Nasıl ki, “sınava büyük bir disiplin ile çalışmak”, “her türlü zorluğun üstesinden gelmek (arkadaşların seni gezmek için dışarıya çağırması, doğum günü partileri, babaların geç saatlere kadar televizyon izleyerek dikkatinizi dağıtması, annelerin bu süreçte misafir kabul etmesi vb.)”, “sınava zamanında yetişmek”, “soruları dikkatli bir şekilde çözmek ve kaydırma yapmamak” ne kadar önemli ise “doğru ve bilinçli tercih yapmak” da bir o kadar önemli.
Eğer bilinçli ve mantıklı tercih yaparsanız kazandığınız bölümün listedeki sıralamasının bir önemi olmaz. İster ilk tercihiniz olsun ister son tercihiniz, farketmez.

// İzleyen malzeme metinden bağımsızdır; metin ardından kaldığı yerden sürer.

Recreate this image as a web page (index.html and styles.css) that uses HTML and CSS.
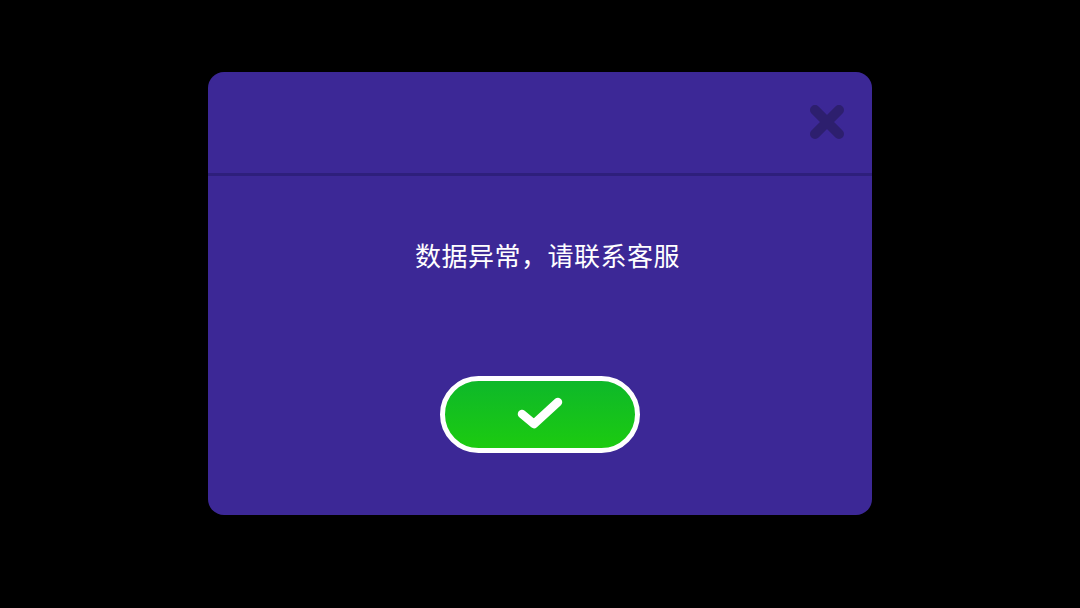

Son tercih demek 18. sıradaki tercih demek değildir. Kendinizden çok eminseniz sadece 3 tercih de yapmış olabilirsiniz. Bu 3 tercihten sonuncusunu kazanmak kötü bir seçim değildir.
Çevremizde pişmanlık dolu şu cümleleri çok duymuşuzdur.
İstemediğim bölümü kazanmışım, çok mutsuzum. (Mişli geçmiş zaman. Sanki kendisinin yerine başkası yazmış.)
Kaydırma yapmasaymışım puanı daha yüksek olan bir alt tercihime rahatlıkla girermişim.
Keşke bu yıl tercih yapmasaydım. Boşu boşuna seneye puanım düşecek.
Sırf üniversite okumak için tercih etmiştim. Boşuna kazandım. Nasıl olsa bu mesleği yapmayacağım.
Liste uzar gider. Kimisi de, kazandığı bölümden başka şansı olmadığı için mecburiyetten o bölümü sevmeye başlar. Stokholm sendromu gibidir.
Tercihlerinizi sağlıklı yapın ki, ileride ailenizden dahi çok vakit geçireceğiniz mesleğinizle mutlu mesut yaşayabilin.